Wednesday, November 23, 2005The National Journal is reporting that:
"Ten days after the September 11, 2001, terrorist attacks on the World Trade Center and the Pentagon, President Bush was told in a highly classified briefing that the U.S. intelligence community had no evidence linking the Iraqi regime of Saddam Hussein to the attacks and that there was scant credible evidence that Iraq had any significant collaborative ties with Al Qaeda, according to government records and current and former officials with firsthand knowledge of the matter...
"... The Senate Intelligence Committee has asked the White House for the CIA assessment, the PDB of September 21, 2001, and dozens of other PDBs as part of the committee's ongoing investigation into whether the Bush administration misrepresented intelligence information in the run-up to war with Iraq. The Bush administration has refused to turn over these documents."

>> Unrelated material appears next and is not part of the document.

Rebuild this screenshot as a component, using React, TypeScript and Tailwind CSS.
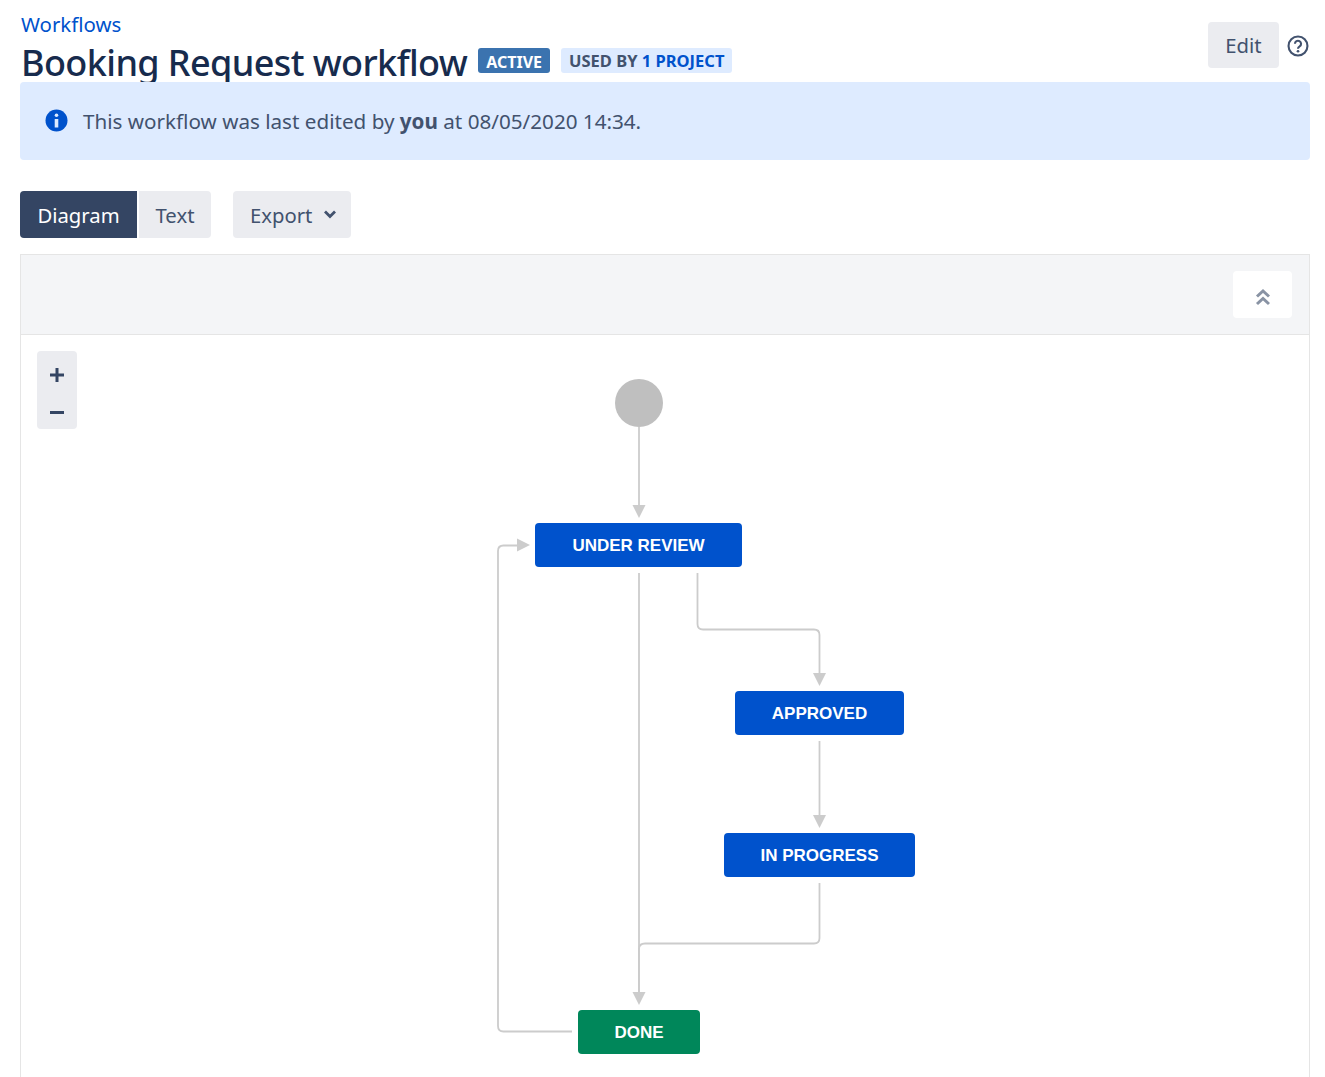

Smoking Gun? Looks like one to me. More proof the Bush administration knowlingly lied in the run-up to war with Iraq.
"The information was provided to Bush on September 21, 2001 during the "President's Daily Brief," a 30- to 45-minute early-morning national security briefing. Information for PDBs has routinely been derived from electronic intercepts, human agents, and reports from foreign intelligence services, as well as more mundane sources such as news reports and public statements by foreign leaders.
"One of the more intriguing things that Bush was told during the briefing was that the few credible reports of contacts between Iraq and Al Qaeda involved attempts by Saddam Hussein to monitor the terrorist group. Saddam viewed Al Qaeda as well as other theocratic radical Islamist organizations as a potential threat to his secular regime. At one point, analysts believed, Saddam considered infiltrating the ranks of Al Qaeda with Iraqi nationals or even Iraqi intelligence operatives to learn more about its inner workings, according to records and sources.
"The September 21, 2001, briefing was prepared at the request of the president, who was eager in the days following the terrorist attacks to learn all that he could about any possible connection between Iraq and Al Qaeda."